__INPUT FOR THIS TASK__
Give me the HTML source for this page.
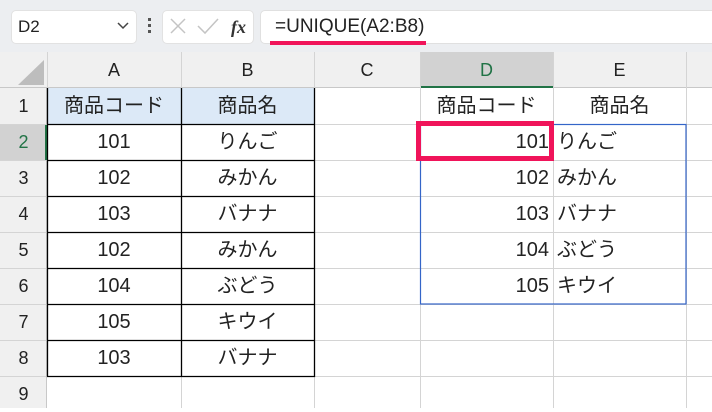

---

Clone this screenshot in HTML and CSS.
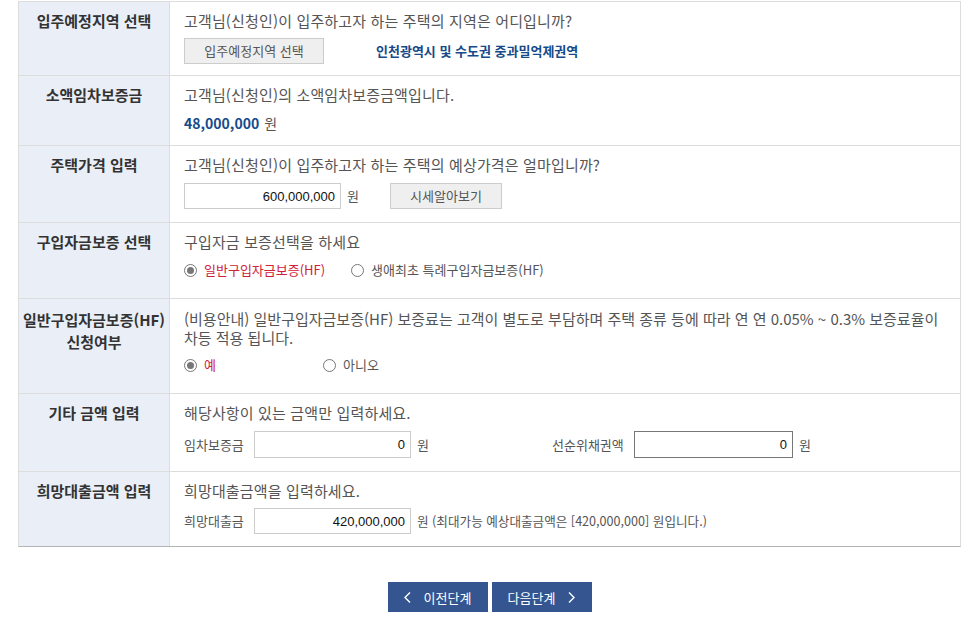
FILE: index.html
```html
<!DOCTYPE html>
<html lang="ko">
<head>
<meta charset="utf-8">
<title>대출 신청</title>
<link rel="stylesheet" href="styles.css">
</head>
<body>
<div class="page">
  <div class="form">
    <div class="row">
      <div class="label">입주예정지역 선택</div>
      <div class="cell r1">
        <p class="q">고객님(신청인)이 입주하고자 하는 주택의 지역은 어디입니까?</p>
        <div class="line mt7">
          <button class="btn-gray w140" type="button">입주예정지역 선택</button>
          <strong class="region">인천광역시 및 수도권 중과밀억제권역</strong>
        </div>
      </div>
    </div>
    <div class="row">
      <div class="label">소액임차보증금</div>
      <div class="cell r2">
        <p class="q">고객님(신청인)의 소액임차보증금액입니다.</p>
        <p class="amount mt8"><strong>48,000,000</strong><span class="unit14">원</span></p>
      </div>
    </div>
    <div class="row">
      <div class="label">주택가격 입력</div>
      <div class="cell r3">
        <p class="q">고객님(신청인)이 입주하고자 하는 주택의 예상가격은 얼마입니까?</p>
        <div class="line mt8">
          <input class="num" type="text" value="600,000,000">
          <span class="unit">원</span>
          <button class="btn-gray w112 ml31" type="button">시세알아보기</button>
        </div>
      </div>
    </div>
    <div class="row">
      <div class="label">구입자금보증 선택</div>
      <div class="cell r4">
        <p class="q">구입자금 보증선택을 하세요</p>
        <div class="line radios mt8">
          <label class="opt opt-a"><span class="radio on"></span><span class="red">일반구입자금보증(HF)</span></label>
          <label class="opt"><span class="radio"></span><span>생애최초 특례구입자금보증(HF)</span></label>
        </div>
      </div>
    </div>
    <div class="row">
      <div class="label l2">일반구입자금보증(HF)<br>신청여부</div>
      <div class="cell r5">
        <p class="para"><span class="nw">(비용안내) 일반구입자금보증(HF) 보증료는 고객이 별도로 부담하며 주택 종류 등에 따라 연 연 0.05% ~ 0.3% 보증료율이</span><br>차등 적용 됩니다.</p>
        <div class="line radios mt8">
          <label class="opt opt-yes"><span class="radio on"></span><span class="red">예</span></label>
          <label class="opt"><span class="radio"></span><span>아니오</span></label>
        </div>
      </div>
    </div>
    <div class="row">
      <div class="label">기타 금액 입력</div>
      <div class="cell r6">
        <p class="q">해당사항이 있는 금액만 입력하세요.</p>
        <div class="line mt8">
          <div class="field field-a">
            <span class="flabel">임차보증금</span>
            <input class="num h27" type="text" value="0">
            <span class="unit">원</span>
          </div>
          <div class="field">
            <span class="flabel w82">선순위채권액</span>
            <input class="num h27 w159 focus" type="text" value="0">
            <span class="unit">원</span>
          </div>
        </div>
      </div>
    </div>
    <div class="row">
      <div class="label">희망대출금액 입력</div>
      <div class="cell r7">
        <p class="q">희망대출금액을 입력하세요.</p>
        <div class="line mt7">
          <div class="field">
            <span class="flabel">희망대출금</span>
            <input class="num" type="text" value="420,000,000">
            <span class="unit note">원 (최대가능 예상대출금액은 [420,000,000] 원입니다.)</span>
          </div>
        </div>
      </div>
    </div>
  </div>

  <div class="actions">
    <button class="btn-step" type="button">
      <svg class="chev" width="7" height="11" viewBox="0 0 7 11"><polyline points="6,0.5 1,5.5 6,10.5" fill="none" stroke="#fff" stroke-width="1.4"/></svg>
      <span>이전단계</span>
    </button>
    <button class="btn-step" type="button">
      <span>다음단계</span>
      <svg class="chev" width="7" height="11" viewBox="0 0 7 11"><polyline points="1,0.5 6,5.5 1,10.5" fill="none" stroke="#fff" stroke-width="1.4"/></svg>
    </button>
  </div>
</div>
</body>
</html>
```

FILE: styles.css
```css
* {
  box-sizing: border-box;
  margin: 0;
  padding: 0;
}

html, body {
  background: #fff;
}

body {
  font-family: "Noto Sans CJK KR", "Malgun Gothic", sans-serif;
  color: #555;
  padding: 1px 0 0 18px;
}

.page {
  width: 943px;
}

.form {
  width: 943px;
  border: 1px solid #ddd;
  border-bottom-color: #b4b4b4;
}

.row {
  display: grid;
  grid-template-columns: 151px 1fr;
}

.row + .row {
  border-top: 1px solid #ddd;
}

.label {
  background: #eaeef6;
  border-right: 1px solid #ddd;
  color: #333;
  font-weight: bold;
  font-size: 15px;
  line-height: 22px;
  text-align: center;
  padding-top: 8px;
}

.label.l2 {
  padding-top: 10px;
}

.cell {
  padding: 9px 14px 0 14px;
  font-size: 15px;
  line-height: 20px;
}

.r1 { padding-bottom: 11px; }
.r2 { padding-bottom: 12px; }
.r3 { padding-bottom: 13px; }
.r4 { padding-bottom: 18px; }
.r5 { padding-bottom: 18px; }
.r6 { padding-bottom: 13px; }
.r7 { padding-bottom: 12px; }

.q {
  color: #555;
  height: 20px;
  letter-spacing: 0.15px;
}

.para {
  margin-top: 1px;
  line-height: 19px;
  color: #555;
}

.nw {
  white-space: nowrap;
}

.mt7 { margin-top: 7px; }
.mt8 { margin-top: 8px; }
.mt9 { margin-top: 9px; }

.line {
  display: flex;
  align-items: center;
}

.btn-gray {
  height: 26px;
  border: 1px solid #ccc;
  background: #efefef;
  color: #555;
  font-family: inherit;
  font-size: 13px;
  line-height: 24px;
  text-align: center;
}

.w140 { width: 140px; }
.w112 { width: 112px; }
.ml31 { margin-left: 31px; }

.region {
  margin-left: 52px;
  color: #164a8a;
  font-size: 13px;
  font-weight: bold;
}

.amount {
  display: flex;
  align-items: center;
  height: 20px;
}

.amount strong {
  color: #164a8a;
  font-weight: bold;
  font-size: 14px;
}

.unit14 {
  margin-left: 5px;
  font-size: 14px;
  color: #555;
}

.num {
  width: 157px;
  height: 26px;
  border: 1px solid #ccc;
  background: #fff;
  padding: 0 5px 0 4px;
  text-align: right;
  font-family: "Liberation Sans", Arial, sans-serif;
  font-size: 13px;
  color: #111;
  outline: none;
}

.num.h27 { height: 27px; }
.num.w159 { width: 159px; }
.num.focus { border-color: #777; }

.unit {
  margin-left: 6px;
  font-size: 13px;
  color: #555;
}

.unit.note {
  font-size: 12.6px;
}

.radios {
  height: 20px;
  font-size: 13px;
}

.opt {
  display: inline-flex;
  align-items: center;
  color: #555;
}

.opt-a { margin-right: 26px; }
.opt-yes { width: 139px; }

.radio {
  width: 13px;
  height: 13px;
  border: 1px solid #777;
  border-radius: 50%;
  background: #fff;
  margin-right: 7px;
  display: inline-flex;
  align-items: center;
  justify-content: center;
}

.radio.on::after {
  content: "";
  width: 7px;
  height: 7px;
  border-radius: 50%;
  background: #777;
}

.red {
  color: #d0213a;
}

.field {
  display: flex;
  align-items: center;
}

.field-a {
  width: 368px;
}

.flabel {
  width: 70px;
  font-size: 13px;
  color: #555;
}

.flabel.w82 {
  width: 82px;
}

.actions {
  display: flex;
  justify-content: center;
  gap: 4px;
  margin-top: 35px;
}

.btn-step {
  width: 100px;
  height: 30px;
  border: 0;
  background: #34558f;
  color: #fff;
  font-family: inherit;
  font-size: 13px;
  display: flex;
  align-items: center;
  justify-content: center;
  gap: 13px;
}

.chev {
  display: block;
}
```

__INSTRUCTIONS FOR THE TASK__
Copy out each line of the entries that holds "page".

__TASK RESPONSE__
Give me the HTML source for this page.
<div class="page">
.page {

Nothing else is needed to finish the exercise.